Kleindl: The advertiser basically starts a query where he says, well I am looking for finance audiences and people who have been searching for costs of stocks or real estate in the last four weeks. He immediately gets a read-out of potential reach. and he can place his budget and ask for his campaign to be run on rectangles or banners and then frequency. He gets a list of sites where he can see how much audience is available. In one line he [also] sees a blind buy where the publishers would be aggregated that don't want to be seen by brand name inside the stock market. Then he gets a rate by site and decides whether to accept the rate or start a negotiation process. The publishers get notified that there has been a deal proposed and they accept or don't accept. Then the advertiser cherry-picks the sites he wants to place the campaign with.

BI: But this is not a network.

Kleindle: It has nothing to do with the network business. This is fundamentally different from some of the guys in the U.S. We have no sales teams. It's a neutral stock market.

BI: But it does allow smaller publishers to enter the BT market.

Kleindle: Yes. It solves the fundamental problem of critical reach with BT.

BI: Does the advertiser still have to put together a series of separate deals to do the campaign?

Kleindle: No. The stock exchange works as a clearinghouse. The deal is made between the advertiser and a number of publishers, so for the advertiser it is one operational deal, although you might have relationships with ten thousand. This is where it may be similar to the network. So it is very easy for the advertiser.

BI: Your BT technology folds into the profile more than just recent content visits.
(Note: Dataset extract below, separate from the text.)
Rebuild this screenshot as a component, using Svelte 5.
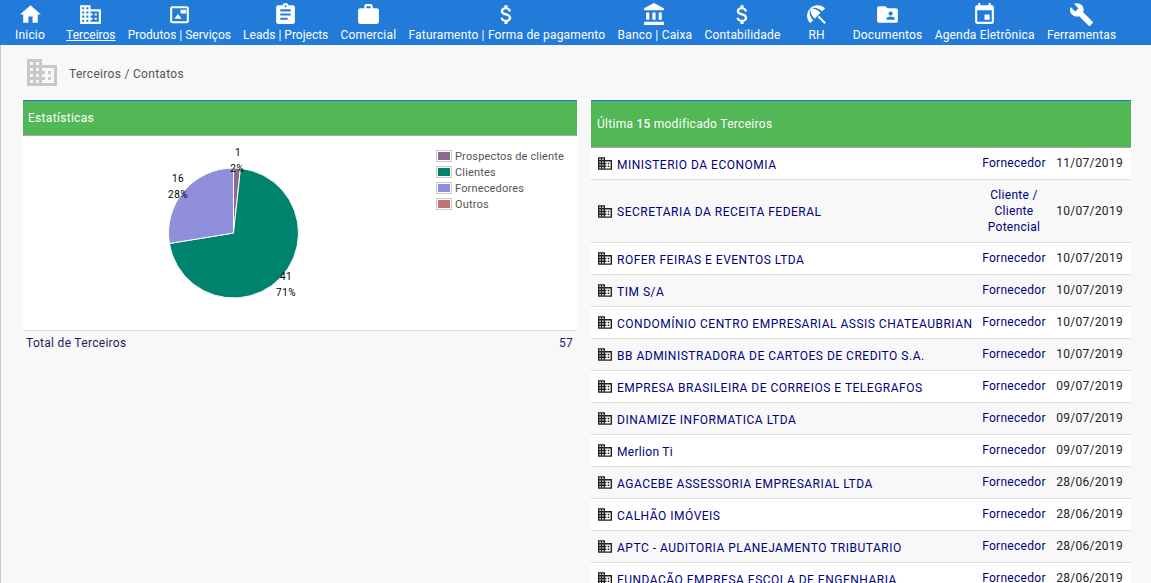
<script>
	const icons = {
		home: 'M10 20v-6h4v6h5v-8h3L12 3 2 12h3v8z',
		domain: 'M12 7V3H2v18h20V7H12zM6 19H4v-2h2v2zm0-4H4v-2h2v2zm0-4H4V9h2v2zm0-4H4V5h2v2zm4 12H8v-2h2v2zm0-4H8v-2h2v2zm0-4H8V9h2v2zm0-4H8V5h2v2zm10 12h-8v-2h2v-2h-2v-2h2v-2h-2V9h8v10zm-2-8h-2v2h2v-2zm0 4h-2v2h2v-2z',
		picture: 'M5 4h14a2 2 0 0 1 2 2v12.5a2 2 0 0 1-2 2H5a2 2 0 0 1-2-2V6a2 2 0 0 1 2-2zM5 6v12.5h14V6H5zM7 16l3.5-4.5L14 16H7zM13 7.5h5.5V11H13z',
		assignment: 'M19 3h-4.18C14.4 1.84 13.3 1 12 1c-1.3 0-2.4.84-2.82 2H5c-1.1 0-2 .9-2 2v14c0 1.1.9 2 2 2h14c1.1 0 2-.9 2-2V5c0-1.1-.9-2-2-2zm-7 0c.55 0 1 .45 1 1s-.45 1-1 1-1-.45-1-1 .45-1 1-1zm2 14H7v-2h7v2zm3-4H7v-2h10v2zm0-4H7V7h10v2z',
		work: 'M20 6h-4V4c0-1.11-.89-2-2-2h-4c-1.11 0-2 .89-2 2v2H4c-1.11 0-1.99.89-1.99 2L2 19c0 1.11.89 2 2 2h16c1.11 0 2-.89 2-2V8c0-1.11-.89-2-2-2zm-6 0h-4V4h4v2z',
		money: 'M11.8 10.9c-2.27-.59-3-1.2-3-2.15 0-1.09 1.01-1.85 2.7-1.85 1.78 0 2.44.85 2.5 2.1h2.21c-.07-1.72-1.12-3.3-3.21-3.81V3h-3v2.16c-1.94.42-3.5 1.68-3.5 3.61 0 2.31 1.91 3.46 4.7 4.13 2.5.6 3 1.48 3 2.41 0 .69-.49 1.79-2.7 1.79-2.06 0-2.87-.92-2.98-2.1h-2.2c.12 2.19 1.76 3.42 3.68 3.83V21h3v-2.15c1.95-.37 3.5-1.5 3.5-3.55 0-2.84-2.43-3.81-4.7-4.4z',
		bank: 'M4 10v7h3v-7H4zm6 0v7h3v-7h-3zM2 22h19v-3H2v3zm14-12v7h3v-7h-3zm-4.5-9L2 6v2h19V6l-9.5-5z',
		beach: 'M13.127 14.56l1.43-1.43 6.44 6.443L19.57 21zm4.293-5.73l2.86-2.86c-3.95-3.95-10.35-3.96-14.3-.02 3.93-1.3 8.31-.25 11.44 2.88zM5.95 5.98c-3.94 3.95-3.93 10.35.02 14.3l2.86-2.86C5.7 14.29 4.65 9.91 5.95 5.98zm.02-.02l-.01.01c-.38 3.01 1.17 6.88 4.3 10.02l5.73-5.73c-3.13-3.13-7.01-4.68-10.02-4.3z',
		folder: 'M20 6h-8l-2-2H4c-1.1 0-1.99.9-1.99 2L2 18c0 1.1.9 2 2 2h16c1.1 0 2-.9 2-2V8c0-1.1-.9-2-2-2zm-5 3c1.1 0 2 .9 2 2s-.9 2-2 2-2-.9-2-2 .9-2 2-2zm4 8h-8v-1c0-1.33 2.67-2 4-2s4 .67 4 2v1z',
		event: 'M17 12h-5v5h5v-5zM16 1v2H8V1H6v2H5c-1.11 0-1.99.9-1.99 2L3 19c0 1.1.89 2 2 2h14c1.1 0 2-.9 2-2V5c0-1.1-.9-2-2-2h-1V1h-2zm3 18H5V8h14v11z',
		build: 'M22.7 19l-9.1-9.1c.9-2.3.4-5-1.5-6.9-2-2-5-2.4-7.4-1.3L9 6 6 9 1.6 4.7C.4 7.1.9 10.1 2.9 12.1c1.9 1.9 4.6 2.4 6.9 1.5l9.1 9.1c.4.4 1 .4 1.4 0l2.3-2.3c.5-.4.5-1.1.1-1.4z'
	}

	const menu = [
		{ label: 'Inicio', icon: 'home' },
		{ label: 'Terceiros', icon: 'domain', active: true, tight: true },
		{ label: 'Produtos | Serviços', icon: 'picture', tight: true },
		{ label: 'Leads | Projects', icon: 'assignment', tight: true },
		{ label: 'Comercial', icon: 'work' },
		{ label: 'Faturamento | Forma de pagamento', icon: 'money' },
		{ label: 'Banco | Caixa', icon: 'bank' },
		{ label: 'Contabilidade', icon: 'money' },
		{ label: 'RH', icon: 'beach' },
		{ label: 'Documentos', icon: 'folder' },
		{ label: 'Agenda Eletrônica', icon: 'event' },
		{ label: 'Ferramentas', icon: 'build' }
	]

	const legend = [
		{ label: 'Prospectos de cliente', color: '#8a6a8e' },
		{ label: 'Clientes', color: '#00836c' },
		{ label: 'Fornecedores', color: '#8f8fdc' },
		{ label: 'Outros', color: '#bc7474' }
	]

	const rows = [
		['MINISTERIO DA ECONOMIA', 'Fornecedor', '11/07/2019'],
		['SECRETARIA DA RECEITA FEDERAL', 'Cliente / Cliente Potencial', '10/07/2019'],
		['ROFER FEIRAS E EVENTOS LTDA', 'Fornecedor', '10/07/2019'],
		['TIM S/A', 'Fornecedor', '10/07/2019'],
		['CONDOMÍNIO CENTRO EMPRESARIAL ASSIS CHATEAUBRIAN', 'Fornecedor', '10/07/2019'],
		['BB ADMINISTRADORA DE CARTOES DE CREDITO S.A.', 'Fornecedor', '10/07/2019'],
		['EMPRESA BRASILEIRA DE CORREIOS E TELEGRAFOS', 'Fornecedor', '09/07/2019'],
		['DINAMIZE INFORMATICA LTDA', 'Fornecedor', '09/07/2019'],
		['Merlion Ti', 'Fornecedor', '09/07/2019'],
		['AGACEBE ASSESSORIA EMPRESARIAL LTDA', 'Fornecedor', '28/06/2019'],
		['CALHÃO IMÓVEIS', 'Fornecedor', '28/06/2019'],
		['APTC - AUDITORIA PLANEJAMENTO TRIBUTARIO', 'Fornecedor', '28/06/2019'],
		['FUNDAÇÃO EMPRESA ESCOLA DE ENGENHARIA', 'Fornecedor', '28/06/2019']
	]

	// pie slices, clockwise from the top
	const cx = 233.5
	const cy = 233
	const r = 65
	function slice(from, to) {
		const a = (from * Math.PI) / 180
		const b = (to * Math.PI) / 180
		const large = to - from > 180 ? 1 : 0
		return `M${cx} ${cy}L${cx + r * Math.sin(a)} ${cy - r * Math.cos(a)}A${r} ${r} 0 ${large} 1 ${cx + r * Math.sin(b)} ${cy - r * Math.cos(b)}Z`
	}
	const slices = [
		{ d: slice(0, 6.2), color: '#8a6a8e' },
		{ d: slice(6.2, 260.7), color: '#00836c' },
		{ d: slice(260.7, 360), color: '#8f8fdc' }
	]
	const labels = [
		{ x: 238, y: 156, t: '1' },
		{ x: 237, y: 172, t: '2%' },
		{ x: 178, y: 182, t: '16' },
		{ x: 178, y: 198, t: '28%' },
		{ x: 286, y: 280, t: '41' },
		{ x: 286, y: 296, t: '71%' }
	]
</script>

<nav class="topbar">
	{#each menu as item}
		<div class="menu-item" class:active={item.active} class:tight={item.tight}>
			<svg class="menu-icon" viewBox="0 0 24 24"><path d={icons[item.icon]} /></svg>
			<span>{item.label}</span>
		</div>
	{/each}
</nav>

<main class="page">
	<div class="crumb">
		<svg class="crumb-icon" viewBox="2 3 20 18"><path d={icons.domain} /></svg>
		<span>Terceiros / Contatos</span>
	</div>

	<div class="columns">
		<section class="left">
			<h2 class="panel-head small">Estatísticas</h2>
			<div class="chart">
				<svg class="pie" viewBox="0 136 554 194" width="554" height="194">
					<g transform="translate(-23 0)">
						{#each slices as s}
							<path d={s.d} fill={s.color} stroke="#fff" stroke-width="1" />
						{/each}
						{#each labels as l}
							<text x={l.x} y={l.y} text-anchor="middle">{l.t}</text>
						{/each}
					</g>
				</svg>
				<ul class="legend">
					{#each legend as l}
						<li><i style="background-color:{l.color}"></i>{l.label}</li>
					{/each}
				</ul>
			</div>
			<div class="total">
				<span>Total de Terceiros</span>
				<span>57</span>
			</div>
		</section>

		<section class="right">
			<h2 class="panel-head">Última <b>15</b> modificado Terceiros</h2>
			{#each rows as row, i}
				<div class="row" class:odd={i % 2 == 1} class:wrapped={row[1].length > 12}>
					<div class="name">
						<svg class="row-icon" viewBox="2 3 20 18"><path d={icons.domain} /></svg>
						<span class:upper={row[0] == row[0].toUpperCase()}>{row[0]}</span>
					</div>
					<div class="type">{row[1]}</div>
					<div class="date">{row[2]}</div>
				</div>
			{/each}
		</section>
	</div>
</main>

<style>
	:global(body) {
		background: #f8f8f8;
		font-family: Roboto, 'Liberation Sans', sans-serif;
		height: 583px;
		overflow: hidden;
	}

	.topbar {
		display: flex;
		height: 45px;
		background: #227bd9;
		color: #fff;
	}

	.menu-item {
		box-sizing: border-box;
		min-width: 60px;
		padding: 2px 6.1px 0;
		display: flex;
		flex-direction: column;
		align-items: center;
		font-size: 12px;
		letter-spacing: 0.18px;
		white-space: nowrap;
		line-height: 14px;
	}

	.menu-item.tight {
		letter-spacing: 0;
	}

	.menu-item.active span {
		text-decoration: underline;
	}

	.menu-icon {
		width: 25px;
		height: 25px;
		fill: #fff;
		margin-bottom: 1px;
	}

	.page {
		border-left: 1px solid #ccc;
		height: 538px;
		box-sizing: border-box;
	}

	.crumb {
		display: flex;
		align-items: center;
		height: 55px;
		padding-left: 26px;
		font-size: 12px;
		letter-spacing: 0.3px;
		color: #555;
	}

	.crumb span {
		padding-top: 2px;
	}

	.crumb-icon {
		width: 30px;
		height: 27px;
		fill: #c8c8c8;
		margin-right: 12px;
	}

	.columns {
		display: flex;
		align-items: flex-start;
		gap: 14px;
		padding-left: 22px;
	}

	.left {
		width: 554px;
	}

	.right {
		width: 540px;
	}

	.panel-head {
		margin: 0;
		box-sizing: border-box;
		height: 48px;
		padding-left: 6px;
		display: flex;
		align-items: center;
		gap: 3px;
		background: #52b755;
		border-top: 1px solid #227bd9;
		border-bottom: 1px solid #aaa;
		color: #fff;
		font-size: 12px;
		font-weight: 400;
		letter-spacing: 0.3px;
	}

	.panel-head.small {
		height: 36px;
		padding-left: 5px;
	}

	.panel-head b {
		font-weight: 500;
	}

	.chart {
		position: relative;
		height: 194px;
		background: #fff;
		border-bottom: 1px solid #ddd;
	}

	.pie {
		display: block;
	}

	.pie text {
		font-size: 10px;
		fill: #000;
		letter-spacing: 0.4px;
	}

	.legend {
		position: absolute;
		left: 413px;
		top: 12px;
		margin: 0;
		padding: 0;
		list-style: none;
		font-size: 11px;
		letter-spacing: 0.16px;
		color: #555;
	}

	.legend li {
		display: flex;
		align-items: center;
		height: 16px;
	}

	.legend i {
		box-sizing: border-box;
		width: 16px;
		height: 12px;
		margin-right: 3px;
		border: 1px solid #ccc;
		background-clip: content-box;
		padding: 1px;
	}

	.total {
		display: flex;
		justify-content: space-between;
		padding: 4px 4px 4px 3px;
		font-size: 12px;
		letter-spacing: 0.3px;
		line-height: 16px;
		color: #1d1d66;
	}

	.row {
		display: grid;
		grid-template-columns: 1fr 82px 76px;
		align-items: center;
		background: #fff;
		border-bottom: 1px solid #ddd;
		font-size: 12px;
		letter-spacing: 0.3px;
		line-height: 16px;
		color: #00007f;
	}

	.row.odd {
		background: #f8f8f8;
	}

	.name {
		display: flex;
		align-items: center;
		gap: 5px;
		padding-left: 7px;
		white-space: nowrap;
	}

	.name span {
		padding-top: 2px;
	}

	.name .upper {
		letter-spacing: 0.5px;
	}

	.row-icon {
		width: 14px;
		height: 13px;
		fill: #222;
	}

	.type {
		padding: 7px 0 8px;
		text-align: center;
	}

	.wrapped .type {
		padding-bottom: 7px;
	}

	.date {
		padding: 7px 8px 8px 0;
		text-align: right;
		color: #222;
	}
</style>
Kleindle: We integrate search as well as content, which is pretty unique. It is really integrated BT, so it does incorporate any available data very easily. Large portals add all their CRM information, the CMS systems, all of the analytics data, and then we add any research data like Nielsen or comScore. And then there's a lot of intelligence in the algorithms and in the data modeling. This can go down to what we call the relevancy rating so we can even adjust a profile during flight, if someone comes to the site and we recognize the cookie as someone who has been looking into finance sites. But maybe an hour ago he has been looking for flight tickets to London. So search is always relevant. We can allow the publisher to say, if such a business case comes up then we forget the finance profile for this second and we show a travel ad, because the freshest information we have is from an hour ago and it had been about a flight ticket. So we call it a relevancy rating. Even during a single session we can overwrite the assumption we have and see that right now he is looking at something different, so let's react.

BI: Once your current clients are up and running on the system, what kind of reach are you expecting to deliver for BT campaigns?

Kleindle: Just in Germany, if the four or five who are currently tagging are all tagged up, then we are up to 70% to 80% of German Internet penetration.

BI: Why is this stock market preferable to a BT networked solution of the sort we have in the U.S.?

Kleindle: Because the reach is much bigger. There are no networks in Europe. People would not sign up for a BT network. It is almost a no-go for publishers. The network is selling the technology and competing with their clients for the advertising sales. It is a very tricky game. In Europe it is a challenge to create a critical mass, so a stock market is in our opinion the only way to go.